JP does 99% of our pet-training at home and she’s terrific at it. Seriously, why break something that’s not broken? The dogs listen to her and know that she rules the roost at our home. I’m more on the back-end as 2nd in charge – they listen to me but not as well as they listen to her. I’m the one they go to when they’re in trouble and looking for a “get out of jail free” card. But I think it’s important for at least one of us to have that command over our pets as they ultimately live in our home and need to abide by our family rules, too. Dogs, instinctively form loyalty in a “pack” setting, and as their family (or owners) we subsequently form their pack. That’s where all their die-hard love and loyalty come from … plus, I’m sure you’re also pretty awesome and that’s why they like you too! It’s important, however, to position yourself as the “Alpha” or leader of the pack because those pups don’t pay the mortgage and if you let them – they will completely take over your home.
I’ve put together some tips of things we do in our household. Keep in mind that every animal is different, but if you learn to adapt to how they learn best you can manage your relationship with them before they take over your entire house.
Stick to a routine. This is a HUGE point. Dogs LOVE routine and once you put them on one, it’ll make your life 99% better. Trust me. A set schedule helps them anticipate their day and adjust to feeding and potty break times. It also calms anxiety they may or might not have due to changing environments. So even if you’re moving homes, or changing your work hours – make sure to still keep your pets on some form of a routine. This will help them more than it will help you. Ella FLIPS out when we move – she tears a part padding in her crate and will squeal like crazy when we leave the home. But keeping her on a routine helps her get over that anxiety quicker and helps her learn to anticipate when we return to the house and that we are not abandoning her like she may think.
Use key terms. Your dogs will get to know the things you say and how you say it – that’s only natural. But having a few key terms they REALLY understand is key. Some of ours include, “who’s hungry,” “go potty/go outside,” “go lay down,” and “come here.” For obvious reasons our dogs caught on to “who’s hungry” and “go potty/go outside” fairly quickly. Those are tied to needs they have. But “go lay down” is probably my favorite because it benefits me. If the dogs are restless or misbehaving, we usually will say “go lay down” sternly and off they go to their spot/dog bed.
Reward good behavior. When our furbabies behave (or are looking extra cute) we reward them with tasty treats or new toys. It’s important that they get nice/yummy stuff to praise them for being good. Plus, doesn’t everyone like indulging in a treat once in a while?!
Be Mindful of Them. I once heard someone say that our pet’s are “part” of our lives, whereas we are their whole life. You’re probably the only person they see in their entire day and they wait at home for hours – for you. So, be mindful of them on those hard and long days when you want nothing but to be alone. Remember to give them extra playtime or hugs and kisses – you might find that it benefits you more than you thought it would.
Get Those Check-Ups.
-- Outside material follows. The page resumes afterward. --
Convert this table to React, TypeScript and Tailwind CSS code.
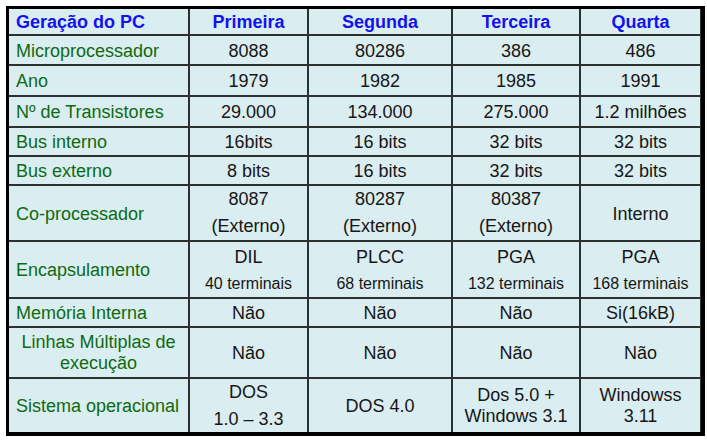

Pets have health needs too, and even though you can’t claim them as a dependent on your health insurance – it’s still important to keep regular check-ups and immunizations scheduled. And, it’s best to be on the preventative side of pet care before something seriously wrong happens and you have to shell out major cash to your vet. (honestly, why can’t we put these guys on our medical plan?!)
Break the Rules (every once and a while). Ok, so it shouldn’t always be bootcamp in your home. Your job as the Alpha of the pack is to provide a safe, loving home for your pets and people. The best thing about having pets is the joy they bring into your life. In our home we have a “no furniture” policy. That means our dogs are absolutely not allowed on our couch, bed, chairs, etc. unless invited. Even then, our little one, Ella, does “lap only” unless she’s told she can park her booty on the actual furniture once she’s in your lap. Our pets even adhere to this rule when visiting other people’s homes. We do this for a few reasons, but mainly it’s to keep our stuff clean and animal smell-free – plus with two hairy dogs we also like to keep pet hair at a minimum. But every now and then, it’s nice to break the rules and cuddle with the pups in bed, plus I think it makes for a nice treat for them. It’s not all the time, but I think they appreciate it when they get a chance to snuggle up closer to you.
So, those are some of our rules – what are the pet rules in your home? What are some of the ways you spoil your furbabies or praise for good behavior?